Welcome series differenziate, follow-up di post-acquisto, carrello abbandonato, messaggi di congratulazioni dopo aver terminato un corso online, auguri di compleanno, distribuzione di pacchetti di contenuti tematici proposti all’interno dei post del blog, istruzioni post-registrazione per seguire i webinar, risposte automatiche a chi chiedeva informazioni sulla Scuola Digital Update, con tanto di recall se dopo qualche giorno non era ancora stato fissato un appuntamento: penso davvero che tutto quello che si poteva fare con Mailchimp noi l’abbiamo fatto.
Lavorare con l’essenziale è una gran palestra: quando ho iniziato a usare ESP con sistemi di automation più raffinati e flessibili, come Klavyio e Magnews, ne ho festeggiato la ricchezza e mi sono scatenata a inventare flussi articolati finalmente possibili. Ti fa anche capire che non sempre è necessario avere strumenti iperraffinati, e bisogna sempre tenere in equilibrio vantaggi e costi di gestione.
Quasi 3 milioni di email in 10 anni
Mi sono scaricata da Mailchimp il CSV con tutti i dati delle campagne email inviate dal 2012 a oggi (fallo in fretta se usi Mailchimp, perché le nuove funzionalità di reportistica in arrivo avranno una finestra temporale massima di 365 giorni), e ho sommato tutti i messaggi spediti in questi anni: sono circa 2.800.000 email.

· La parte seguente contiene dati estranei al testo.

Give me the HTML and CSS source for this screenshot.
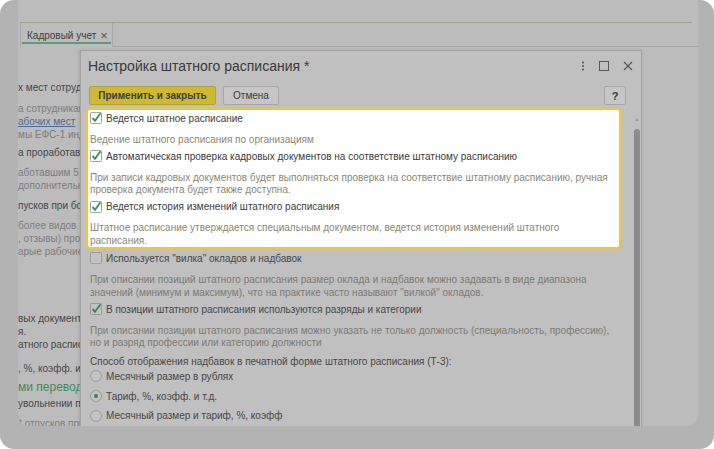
FILE: index.html
```html
<!DOCTYPE html>
<html lang="ru">
<head>
  <meta charset="UTF-8">
  <meta name="viewport" content="width=device-width, initial-scale=1.0">
  <title>Настройка штатного расписания</title>
  <link rel="stylesheet" href="styles.css">
</head>
<body>

  <div class="frame">
    <div class="screen">

      <div class="tabs">
        <div class="tab">Кадровый учет <span class="tab-x">×</span></div>
        <div class="tab-rest"></div>
      </div>

      <div class="page">
        <div class="pg g1">х мест сотрудников по штатному расписанию</div>
        <div class="pg g2">
          <div class="muted">а сотрудникам по штатному расписанию</div>
          <div class="link">абочих мест</div>
          <div class="muted">мы ЕФС-1 индивидуальные сведения</div>
        </div>
        <div class="pg g3">а проработавшим полный год</div>
        <div class="pg g4 muted">аботавшим 5 лет<br>дополнительный отпуск</div>
        <div class="pg g5">пусков при больничном</div>
        <div class="pg g6 muted">более видов<br>, отзывы) профилей<br>арые рабочие места</div>
        <div class="pg g7">вых документов<br>я.<br>атного расписания</div>
        <div class="pg g8">, %, коэфф. и т.д.</div>
        <div class="pg g9 green">ми переводы</div>
        <div class="pg g10">увольнении по собственному</div>
        <div class="pg g11 muted">* отпусков при увольнении</div>
      </div>

      <div class="dialog">
        <div class="dlg-head">
          <div class="dlg-title">Настройка штатного расписания *</div>
          <div class="dlg-icons">
            <svg width="4" height="10" viewBox="0 0 4 10"><circle cx="2" cy="1.5" r="1" fill="#555"/><circle cx="2" cy="5" r="1" fill="#555"/><circle cx="2" cy="8.5" r="1" fill="#555"/></svg>
            <svg width="10" height="10" viewBox="0 0 10 10"><rect x="0.5" y="0.5" width="9" height="9" fill="none" stroke="#555"/></svg>
            <svg width="10" height="10" viewBox="0 0 10 10"><path d="M1 1 L9 9 M9 1 L1 9" stroke="#555" stroke-width="1.1"/></svg>
          </div>
        </div>

        <div class="dlg-buttons">
          <div class="btn btn-main">Применить и закрыть</div>
          <div class="btn btn-cancel">Отмена</div>
          <div class="btn btn-help">?</div>
        </div>

        <div class="dlg-body">
          <div class="dlg-main">
            <div class="hl">
              <div class="row">
                <svg class="cb" width="12" height="12" viewBox="0 0 12 12"><rect x="0.5" y="0.5" width="11" height="11" rx="1" fill="#fff" stroke="#a3a3a3"/><path d="M2.5 6 L5 8.8 L10.5 1.2" fill="none" stroke="#2e9a56" stroke-width="1.9"/></svg>
                <span>Ведется штатное расписание</span>
              </div>
              <div class="note">Ведение штатного расписания по организациям</div>

              <div class="row">
                <svg class="cb" width="12" height="12" viewBox="0 0 12 12"><rect x="0.5" y="0.5" width="11" height="11" rx="1" fill="#fff" stroke="#a3a3a3"/><path d="M2.5 6 L5 8.8 L10.5 1.2" fill="none" stroke="#2e9a56" stroke-width="1.9"/></svg>
                <span>Автоматическая проверка кадровых документов на соответствие штатному расписанию</span>
              </div>
              <div class="note">При записи кадровых документов будет выполняться проверка на соответствие штатному расписанию, ручная<br>проверка документа будет также доступна.</div>

              <div class="row">
                <svg class="cb" width="12" height="12" viewBox="0 0 12 12"><rect x="0.5" y="0.5" width="11" height="11" rx="1" fill="#fff" stroke="#a3a3a3"/><path d="M2.5 6 L5 8.8 L10.5 1.2" fill="none" stroke="#2e9a56" stroke-width="1.9"/></svg>
                <span>Ведется история изменений штатного расписания</span>
              </div>
              <div class="note">Штатное расписание утверждается специальным документом, ведется история изменений штатного<br>расписания.</div>
            </div>

            <div class="dim">
              <div class="row first">
                <svg class="cb" width="12" height="12" viewBox="0 0 12 12"><rect x="0.5" y="0.5" width="11" height="11" rx="1" fill="#c3c3c3" stroke="#9b9b9b"/></svg>
                <span>Используется "вилка" окладов и надбавок</span>
              </div>
              <div class="note">При описании позиций штатного расписания размер оклада и надбавок можно задавать в виде диапазона<br>значений (минимум и максимум), что на практике часто называют "вилкой" окладов.</div>

              <div class="row">
                <svg class="cb" width="12" height="12" viewBox="0 0 12 12"><rect x="0.5" y="0.5" width="11" height="11" rx="1" fill="#c3c3c3" stroke="#9b9b9b"/><path d="M2.5 6 L5 8.8 L10.5 1.2" fill="none" stroke="#3d8456" stroke-width="1.9"/></svg>
                <span>В позиции штатного расписания используются разряды и категории</span>
              </div>
              <div class="note">При описании позиции штатного расписания можно указать не только должность (специальность, профессию),<br>но и разряд профессии или категорию должности</div>

              <div class="caption">Способ отображения надбавок в печатной форме штатного расписания (Т-3):</div>
              <div class="row radio-row">
                <span class="radio"></span>
                <span>Месячный размер в рублях</span>
              </div>
              <div class="row radio-row">
                <span class="radio on"></span>
                <span>Тариф, %, коэфф. и т.д.</span>
              </div>
              <div class="row radio-row">
                <span class="radio"></span>
                <span>Месячный размер и тариф, %, коэфф</span>
              </div>
            </div>
          </div>

          <div class="scroll">
            <div class="scroll-up"></div>
            <div class="scroll-thumb"></div>
          </div>
        </div>
      </div>

    </div>
  </div>

</body>
</html>
```

FILE: styles.css
```css
* {
  box-sizing: border-box;
}

body {
  margin: 0;
  background-color: #fff;
  font-family: 'Liberation Sans', Arial, sans-serif;
  font-size: 10px;
  color: #444;
}

.frame {
  width: 714px;
  height: 449px;
  background-color: #b3b3b3;
  border-radius: 14px;
  padding: 0 16px 23px 18px;
  overflow: hidden;
}

.screen {
  position: relative;
  height: 100%;
  background-color: #bcbcbc;
  border-radius: 0 0 10px 10px;
  overflow: hidden;
}

/* вкладки */
.tabs {
  display: flex;
  margin: 22px 6px 0 2px;
  border-top: 1px solid #a4a18d;
}

.tab {
  position: relative;
  width: 93px;
  height: 24px;
  padding-left: 6px;
  display: flex;
  align-items: center;
  border-left: 1px solid #a9a9a9;
  border-right: 1px solid #a9a9a9;
  color: #3e3e3e;
  white-space: nowrap;
}

.tab::after {
  content: '';
  position: absolute;
  left: 1px;
  right: 1px;
  bottom: 3px;
  height: 2px;
  background-color: #5f9a7a;
}

.tab-x {
  margin-left: 4px;
  font-size: 13px;
  color: #555;
}

.tab-rest {
  flex: 1;
  margin-right: -6px;
  border-bottom: 1px solid #a6a6a6;
}

/* страница за окном */
.page {
  white-space: nowrap;
  line-height: 13px;
  color: #474747;
}

.pg .muted, .pg.muted {
  color: #7d7d7d;
}

.pg .link {
  color: #4d6b98;
  text-decoration: underline;
}

.g1 { margin-top: 33.5px; }
.g2 { margin-top: 8px; }
.g3 { margin-top: 5px; }
.g4 { margin-top: 7px; }
.g5 { margin-top: 7px; }
.g6 { margin-top: 7px; }
.g7 { margin-top: 54px; }
.g8 { margin-top: 11px; }
.g9 { margin-top: 3.5px; }
.g10 { margin-top: 0.5px; }
.g11 { margin-top: 7px; }

.green {
  font-size: 12px;
  line-height: 18px;
  color: #3e8a5c;
}

/* окно настройки */
.dialog {
  position: absolute;
  left: 62px;
  top: 50px;
  bottom: 0;
  width: 562px;
  display: flex;
  flex-direction: column;
  background-color: #c0c0c0;
  border: 1px solid #a3a3a3;
  border-bottom: none;
  box-shadow: -1px 0 3px rgba(0,0,0,0.12);
}

.dlg-head {
  height: 30px;
  display: flex;
  align-items: center;
  padding: 0 8px 0 7px;
}

.dlg-title {
  flex: 1;
  font-size: 14px;
  color: #3a3a3a;
}

.dlg-icons {
  display: flex;
  align-items: center;
  gap: 14px;
}

.dlg-buttons {
  display: flex;
  gap: 7px;
  margin-top: 5px;
  padding: 0 15px 0 8px;
}

.btn {
  height: 19px;
  display: flex;
  align-items: center;
  justify-content: center;
  background-color: #c6c6c6;
  border: 1px solid #a6a6a6;
  border-radius: 2px;
  color: #3c3c3c;
  white-space: nowrap;
}

.btn-main {
  width: 127px;
  background-color: #cdb935;
  border-color: #b3a132;
  font-weight: bold;
}

.btn-cancel {
  width: 56px;
}

.btn-help {
  width: 22px;
  margin-left: auto;
  font-weight: bold;
  font-size: 11px;
}

.dlg-body {
  flex: 1;
  display: flex;
}

.dlg-main {
  flex: 1;
  margin-right: 12px;
  padding-left: 5px;
  white-space: nowrap;
}

.hl {
  margin-top: 3px;
  padding: 0 2px;
  background-color: #fff;
  border: 2px solid #efc43e;
  border-radius: 4px;
  color: #3c3c3c;
}

.dim {
  padding-left: 4px;
  color: #474747;
}

.row {
  height: 16px;
  display: flex;
  align-items: center;
  gap: 4px;
  margin-top: 2px;
}

.hl .row:first-child {
  margin-top: 0;
}

.dim .row.first {
  margin-top: 1px;
}

.cb {
  overflow: visible;
  flex: none;
}

.note {
  margin-top: 7.5px;
  line-height: 12.6px;
  color: #8c8870;
}

.dim .note {
  color: #7c7b73;
}

.caption {
  margin-top: 5px;
  line-height: 13px;
}

.radio-row {
  margin-top: 3.7px;
}

.caption + .radio-row {
  margin-top: 0.5px;
}

.radio {
  width: 12px;
  height: 12px;
  flex: none;
  border: 1px solid #9b9b9b;
  border-radius: 50%;
  background-color: #c3c3c3;
  display: flex;
  align-items: center;
  justify-content: center;
}

.radio.on::after {
  content: '';
  width: 4px;
  height: 4px;
  border-radius: 50%;
  background-color: #3d7e55;
}

.scroll {
  width: 8px;
  display: flex;
  flex-direction: column;
  align-items: center;
  padding-top: 13px;
}

.scroll-up {
  width: 0;
  height: 0;
  border-left: 2.5px solid transparent;
  border-right: 2.5px solid transparent;
  border-bottom: 3px solid #9a9a9a;
}

.scroll-thumb {
  flex: 1;
  width: 6px;
  margin-top: 8px;
  background-color: #8b8b8b;
  border-radius: 3px 3px 0 0;
}
```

Le stime dell’emissione di CO2 legata alla produzione e invio di un messaggio di posta elettronica vanno da 5 grammi per un messaggio di solo testo a 50 per un messaggio con allegati pesanti; noi di allegati non ne abbiamo mai mandati, ma considerando la struttura della newsletter tipica probabilmente stiamo su un valore intermedio, diciamo 20, 25 grammi a messaggio. Abbiamo perciò prodotto qualcosa come 70 tonnellate di anidride carbonica; considerando i costi collettivi delle emissioni, l’unica cosa che allevia il mio senso di colpa è che ho fatto spesso list-cleaning, ho segmentato con attenzione per non scrivere a tutti, e ho controllato ossessivamente l’HTML per ripulirlo dal codice non necessario e alleggerire il più possibile i messaggi.
Scrivere meno, scrivere meglio, agire di più, e che ne valga la pena.